Your task is to copy each line that has the word "components".

______________________________

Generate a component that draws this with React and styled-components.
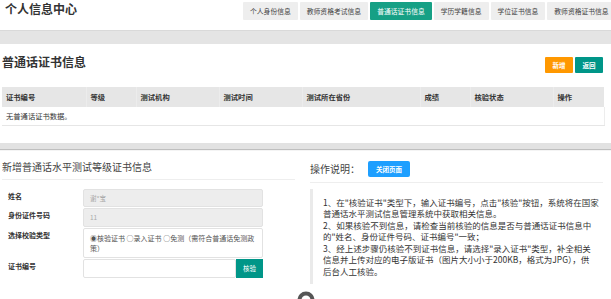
import React from 'react'
import styled, { createGlobalStyle } from 'styled-components'

const GlobalStyle = createGlobalStyle`
  html, body {
    margin: 0;
    padding: 0;
    background: #fff;
  }
  body {
    font-family: "Noto Sans CJK SC", "Noto Sans", sans-serif;
    color: #333;
    overflow: hidden;
  }
  * { box-sizing: border-box; }
`

const tabs = ['个人身份信息', '教师资格考试信息', '普通话证书信息', '学历学籍信息', '学位证书信息', '教师资格证书信息']
const columns = [
  { title: '证书编号', width: 84 },
  { title: '等级', width: 50 },
  { title: '测试机构', width: 83 },
  { title: '测试时间', width: 83 },
  { title: '测试所在省份', width: 118 },
  { title: '成绩', width: 50 },
  { title: '核验状态', width: 83 },
  { title: '操作', width: 51 },
]

const helpLines = [
  '1、在"核验证书"类型下，输入证书编号，点击"核验"按钮，系统将在国家',
  '普通话水平测试信息管理系统中获取相关信息。',
  '2、如果核验不到信息，请检查当前核验的信息是否与普通话证书信息中',
  '的"姓名、身份证件号码、证书编号"一致；',
  '3、经上述步骤仍核验不到证书信息，请选择"录入证书"类型，补全相关',
  '信息并上传对应的电子版证书（图片大小小于200KB，格式为JPG），供',
  '后台人工核验。',
]

const App = () => (
  <Page>
    <GlobalStyle />
    <Header>
      <Title>个人信息中心</Title>
      <Tabs>
        {tabs.map((t) => (
          <Tab key={t} active={t === '普通话证书信息'}>{t}</Tab>
        ))}
      </Tabs>
    </Header>
    <GrayBar />

    <Section>
      <SectionHead>
        <SectionTitle>普通话证书信息</SectionTitle>
        <Actions>
          <SmallButton color="#ff9800">新增</SmallButton>
          <SmallButton color="#009688">返回</SmallButton>
        </Actions>
      </SectionHead>
      <Table>
        <colgroup>
          {columns.map((c) => <col key={c.title} style={{ width: c.width }} />)}
        </colgroup>
        <thead>
          <tr>
            {columns.map((c) => <Th key={c.title}>{c.title}</Th>)}
          </tr>
        </thead>
        <tbody>
          <tr>
            <Td colSpan={columns.length}>无普通话证书数据。</Td>
          </tr>
        </tbody>
      </Table>
    </Section>

    <Separator />

    <Columns>
      <div>
        <PanelTitle>新增普通话水平测试等级证书信息</PanelTitle>
        <Form>
          <Label>姓名</Label>
          <Input h={18} readOnly>谢*宝</Input>
          <Label>身份证件号码</Label>
          <Input h={19} readOnly>11</Input>
          <Label>选择校验类型</Label>
          <RadioBox>◉核验证书 ○录入证书 ○免测（需符合普通话免测政策）</RadioBox>
          <Label>证书编号</Label>
          <InputGroup>
            <Input h={19} />
            <CheckButton>核验</CheckButton>
          </InputGroup>
        </Form>
      </div>
      <div>
        <HelpHead>
          <HelpTitle>操作说明：</HelpTitle>
          <BlueButton>关闭页面</BlueButton>
        </HelpHead>
        <Quote>
          {helpLines.map((l) => <QuoteLine key={l}>{l}</QuoteLine>)}
        </Quote>
      </div>
    </Columns>

    <FloatIcon>
      <svg width="18" height="18" viewBox="0 0 18 18">
        <circle cx="9" cy="9" r="6.5" fill="none" stroke="#555" strokeWidth="4" />
      </svg>
    </FloatIcon>
  </Page>
)

export default App

const Page = styled.div`
  position: relative;
  width: 611px;
  height: 299px;
  overflow: hidden;
`

const Header = styled.header`
  display: flex;
  align-items: flex-start;
  height: 22px;
  overflow: hidden;
`

const Title = styled.h1`
  flex: 0 0 243px;
  margin: 0;
  padding: 1px 0 0 5px;
  font-size: 12px;
  line-height: 16px;
  font-weight: 700;
  color: #333;
`

const Tabs = styled.nav`
  display: flex;
  gap: 2px;
  margin-top: 2px;
  flex-shrink: 0;
`

const Tab = styled.div`
  flex-shrink: 0;
  height: 18px;
  padding: 0 7px;
  font-size: 6.8px;
  line-height: 18px;
  white-space: nowrap;
  border-radius: 1px;
  color: ${(p) => (p.active ? '#fff' : '#444')};
  background: ${(p) => (p.active ? '#16a085' : '#eeeeee')};
`

const GrayBar = styled.div`
  margin-top: 8px;
  height: 14px;
  background: #e4e4e4;
  border-top: 1px solid #d9d9d9;
`

const Section = styled.section`
  padding: 0 7px 0 2px;
`

const SectionHead = styled.div`
  display: flex;
  justify-content: space-between;
  align-items: flex-start;
  margin-top: 10px;
`

const SectionTitle = styled.h2`
  margin: 0;
  font-size: 12px;
  line-height: 16px;
  font-weight: 600;
  color: #333;
`

const Actions = styled.div`
  display: flex;
  gap: 2px;
  margin-top: 3px;
  margin-right: 1px;
`

const SmallButton = styled.button`
  width: 28px;
  height: 16px;
  border: 0;
  border-radius: 1px;
  padding: 0;
  font-family: inherit;
  font-size: 6.5px;
  font-weight: 700;
  color: #fff;
  background: ${(p) => p.color};
`

const Table = styled.table`
  width: 602px;
  margin-top: 14px;
  border-collapse: collapse;
  table-layout: fixed;
`

const Th = styled.th`
  height: 20px;
  padding: 0 4px;
  text-align: left;
  font-size: 7.3px;
  font-weight: 700;
  color: #333;
  background: #e6e6e6;
  border-left: 1px solid #ececec;
  &:first-child { border-left: 0; }
`

const Td = styled.td`
  height: 18px;
  padding: 0 4px;
  font-size: 7.3px;
  color: #333;
  border-bottom: 1px solid #e6e6e6;
  border-right: 1px solid #ededed;
`

const Separator = styled.div`
  margin-top: 17px;
  height: 6px;
  background: #e2e2e2;
  box-shadow: 0 1px 1px rgba(0, 0, 0, 0.25);
`

const Columns = styled.div`
  display: grid;
  grid-template-columns: 293px 293px;
  gap: 15px;
  padding-left: 2px;
`

const PanelTitle = styled.h3`
  margin: 11px 0 0;
  padding-bottom: 5px;
  font-size: 10px;
  line-height: 14px;
  font-weight: 400;
  color: #444;
  border-bottom: 1px solid #eeeeee;
`

const Form = styled.div`
  display: grid;
  grid-template-columns: 81px 180px;
  row-gap: 1px;
  margin-top: 9px;
`

const Label = styled.div`
  padding: 1px 0 0 6px;
  font-size: 7px;
  line-height: 12px;
  font-weight: 700;
  color: #333;
`

const Input = styled.div`
  flex: 1;
  height: ${(p) => p.h}px;
  padding: 0 6px;
  font-size: 6.5px;
  line-height: ${(p) => p.h - 2}px;
  color: #aaa;
  border: 1px solid #e2e2e2;
  border-radius: 2px;
  background: ${(p) => (p.readOnly ? '#ededed' : '#fff')};
`

const RadioBox = styled.div`
  height: 30px;
  padding: 4px 6px;
  font-size: 7px;
  line-height: 10px;
  color: #555;
  border: 1px solid #e2e2e2;
  border-radius: 2px;
`

const InputGroup = styled.div`
  display: flex;
`

const CheckButton = styled.button`
  width: 27px;
  height: 19px;
  border: 0;
  padding: 0;
  font-family: inherit;
  font-size: 6.5px;
  color: #fff;
  background: #009688;
`

const HelpHead = styled.div`
  display: flex;
  align-items: center;
  gap: 8px;
  margin-top: 12px;
  padding-bottom: 5px;
  border-bottom: 1px solid #eeeeee;
`

const HelpTitle = styled.span`
  font-size: 10px;
  line-height: 16px;
  color: #444;
`

const BlueButton = styled.button`
  width: 42px;
  height: 16px;
  border: 0;
  border-radius: 2px;
  padding: 0;
  font-family: inherit;
  font-size: 6.5px;
  font-weight: 700;
  color: #fff;
  background: #1e9fff;
`

const Quote = styled.div`
  margin-top: 6px;
  padding: 8px 0 7px 10px;
  border-left: 3px solid #eaeaea;
`

const QuoteLine = styled.div`
  font-size: 8.5px;
  line-height: 11.5px;
  white-space: nowrap;
  color: #333;
`

const FloatIcon = styled.div`
  position: absolute;
  left: 297px;
  top: 290px;
  width: 18px;
  height: 18px;
`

______________________________

Solution for this exercise »
Generate a component that draws this with React and styled-components.
import styled, { createGlobalStyle } from 'styled-components'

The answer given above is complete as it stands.